Kindlers’ conference epistle

Epistle from the Kindler’s Conference
Held at Woodbrooke Quaker Study Centre, Birmingham, England
1110-13/10/2013

This weekend, 91 Friends have met at Woodbrooke and sought ways to kindle afresh the Kingdom of Heaven within our Meetings. Does this language resonate for you Friends? Can we at last move beyond the words and really listen to each other’s spiritual yearning?
We have been asked to consider individually and as Meetings: “What is our ministry”? What is the role and calling of each of us in the task of renewing our community, as each generation must? Being and doing Quaker means more to each of us than turning up on Sunday mornings.

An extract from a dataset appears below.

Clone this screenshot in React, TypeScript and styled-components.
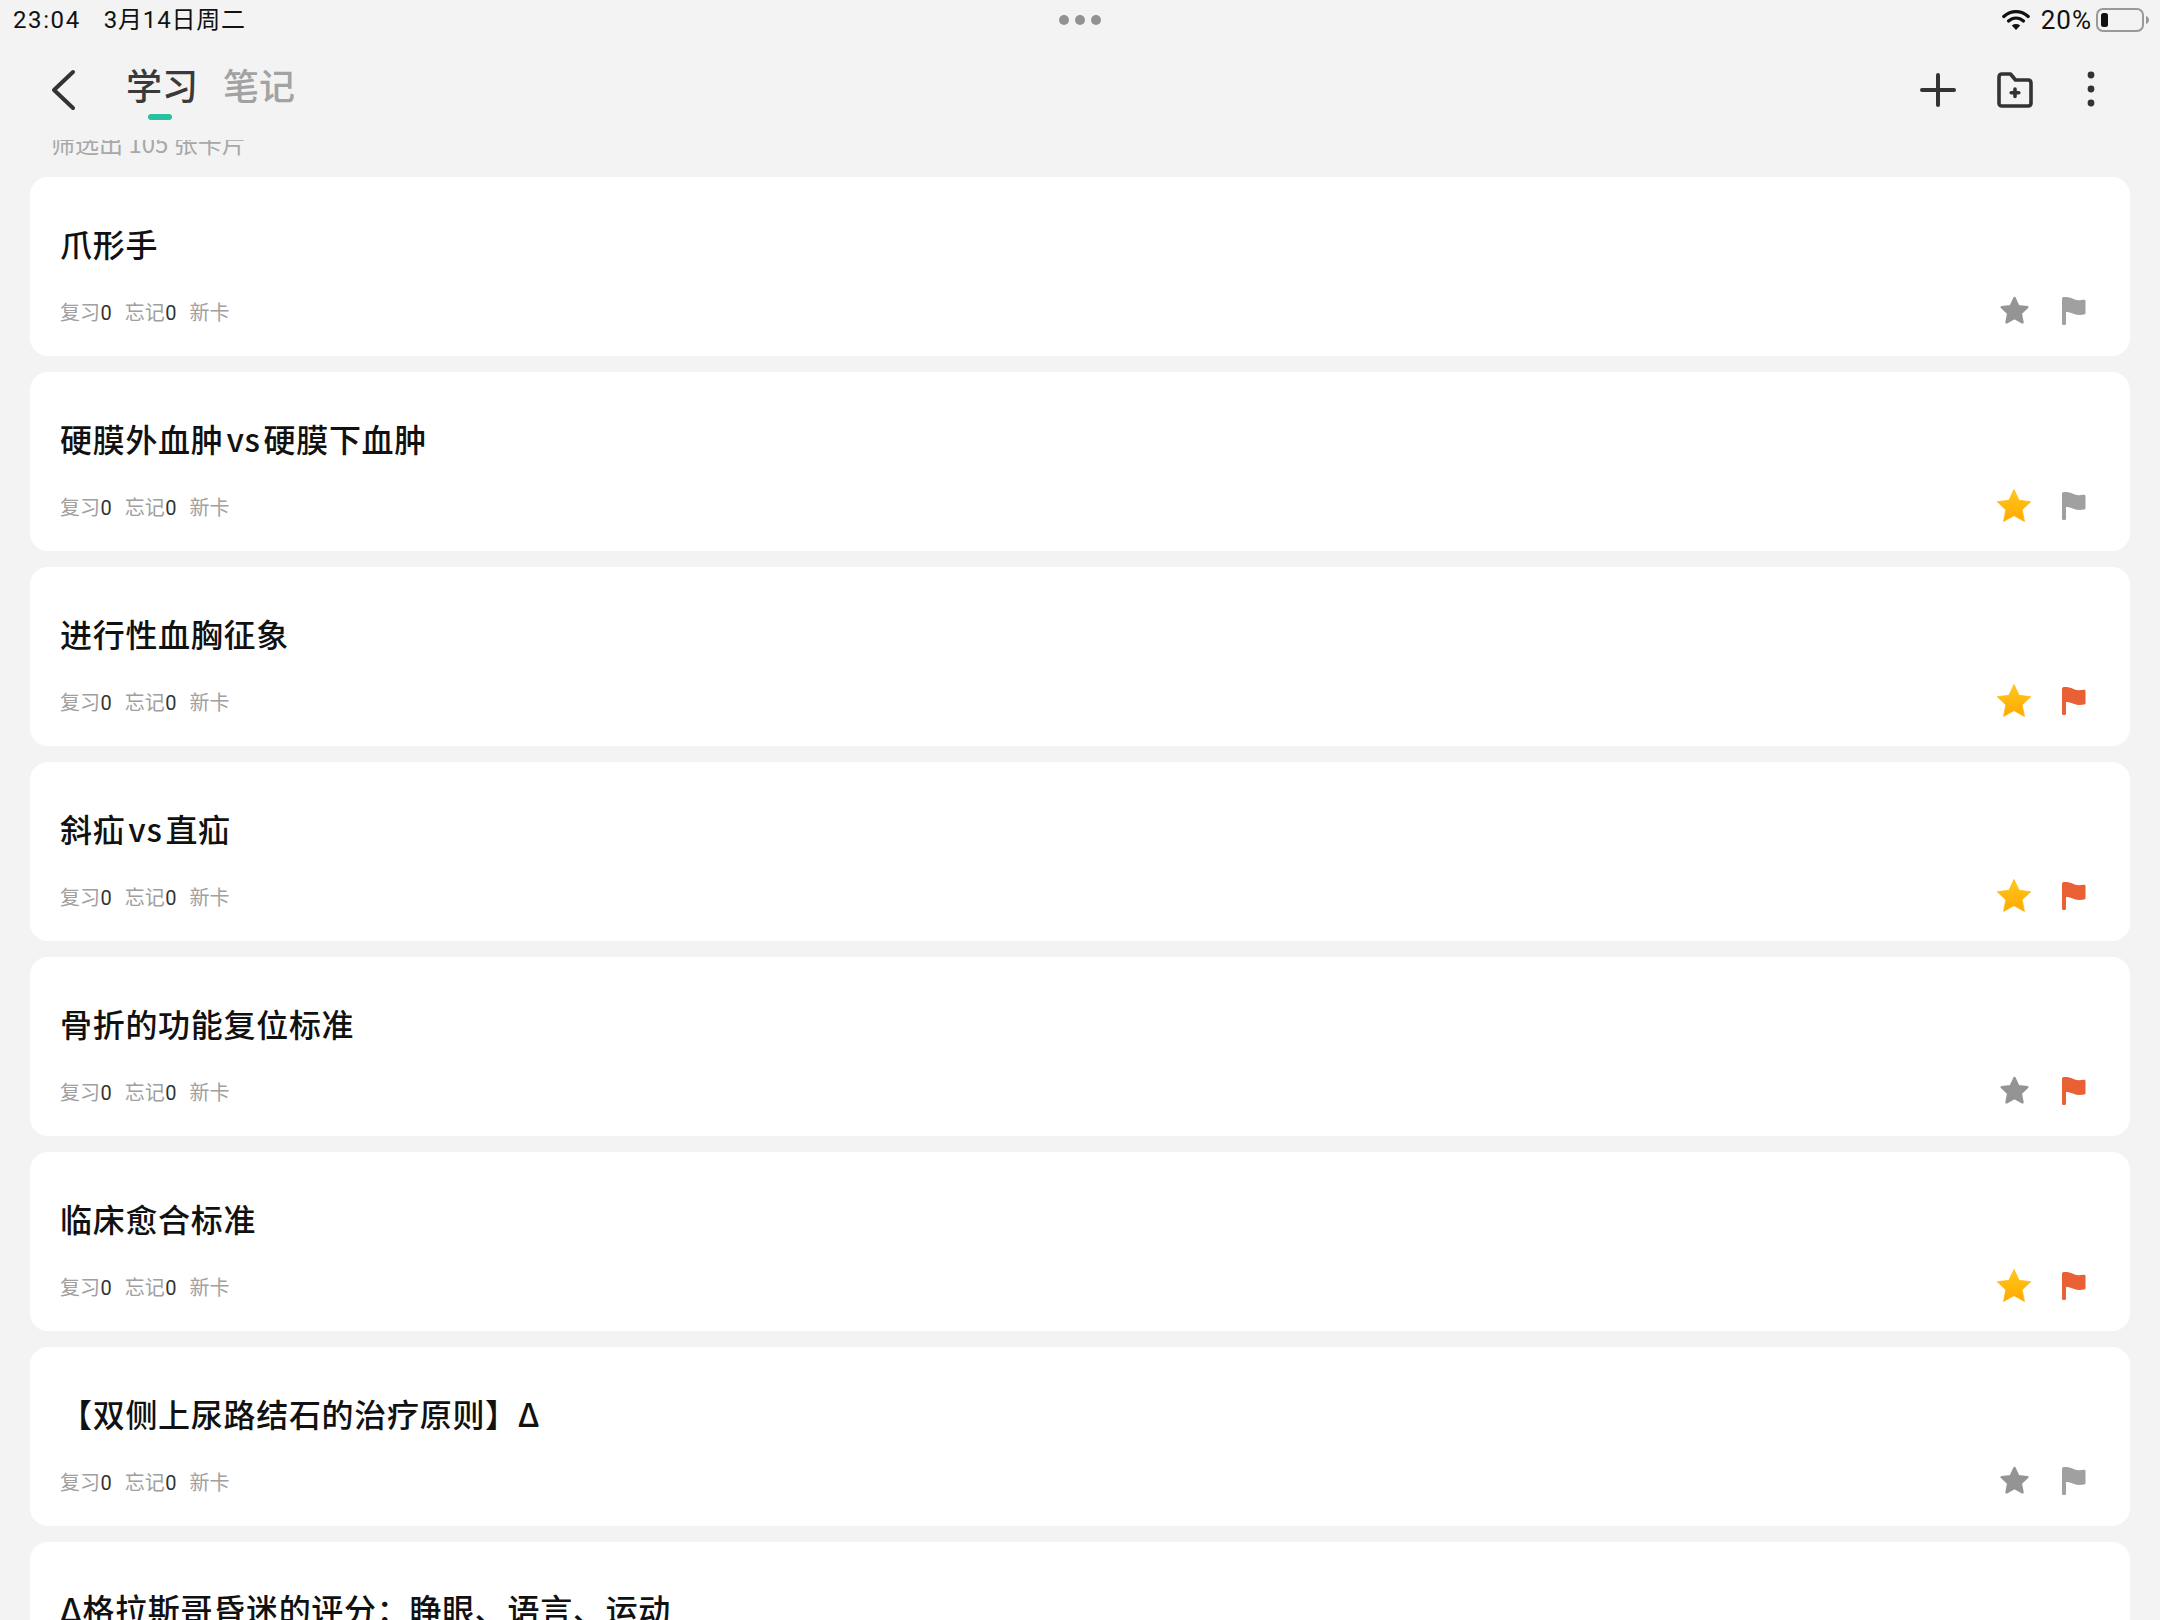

Quaker Meetings need to be life-enhancing, world –changing places of shared transformation. “It’s not called Meeting for Thinking, is it?!” We sense a yearning to discover how best to share that amongst ourselves and publicly. Our Quaker worship and insights should not be secrets to be kept by “us”, a group currently limited both in number and demographic. What makes you come alive? Can Quaker Meetings be places where people of all ages come alive as a full expression of the Spirit at work in our lives, bearing fruits of love, gratitude, forgiveness, hope and joy?
Is your Meeting one in which young people (often seen as those under 60!) are seen as our now, or our future? Young people and young adult Friends may have different ways of being Quaker and of expressing their Quakerism, which may not be through attending a local Quaker Meeting on a Sunday morning. These alternatives are not less valuable.
How do we nurture the spiritual life of our Meetings? How do we respond to the sparks of new ideas and kindling attempts of others – to live experimentally – is it with nourishment or is it by a hasty ‘squashing’? We acknowledge the power of this ‘squashing’, as well as the marginalisation of those less seen amongst Friends. We need to challenge the “well-established hierarchy of experience and age.”
We have reflected deeply on the need to accept our own vulnerability in bringing our hopes and visions and needs to our spiritual community. From this starting point of humility, we need to develop Friends’ gifts for teaching and guiding others, or speaking with confidence and clarity, for providing leadership and authority with tenderness. We have affirmed that Elders have a particular responsibility to make opportunities for spiritual development available. They need to work within a shared understanding of their role. They also need to ongoing support to gain confidence and skills. All of us, however, can be gifts in nurturing one another and new Friends.
We have heard of a thirst for new ideas, of taking Fox’s call literally to live ‘experimentally’ – being radically flexible in trying out new forms of worship, laying down our structures and meeting the world’s seekers as they are, stripping back our current ideas to allow the Spirit to name our priorities.
We have felt the fire that so energised early Friends in our time together. Meetings that are burning with the power of the Spirit are those most able to shine the Spirit out into the world around us: we are the first Quakers of the 21st Century.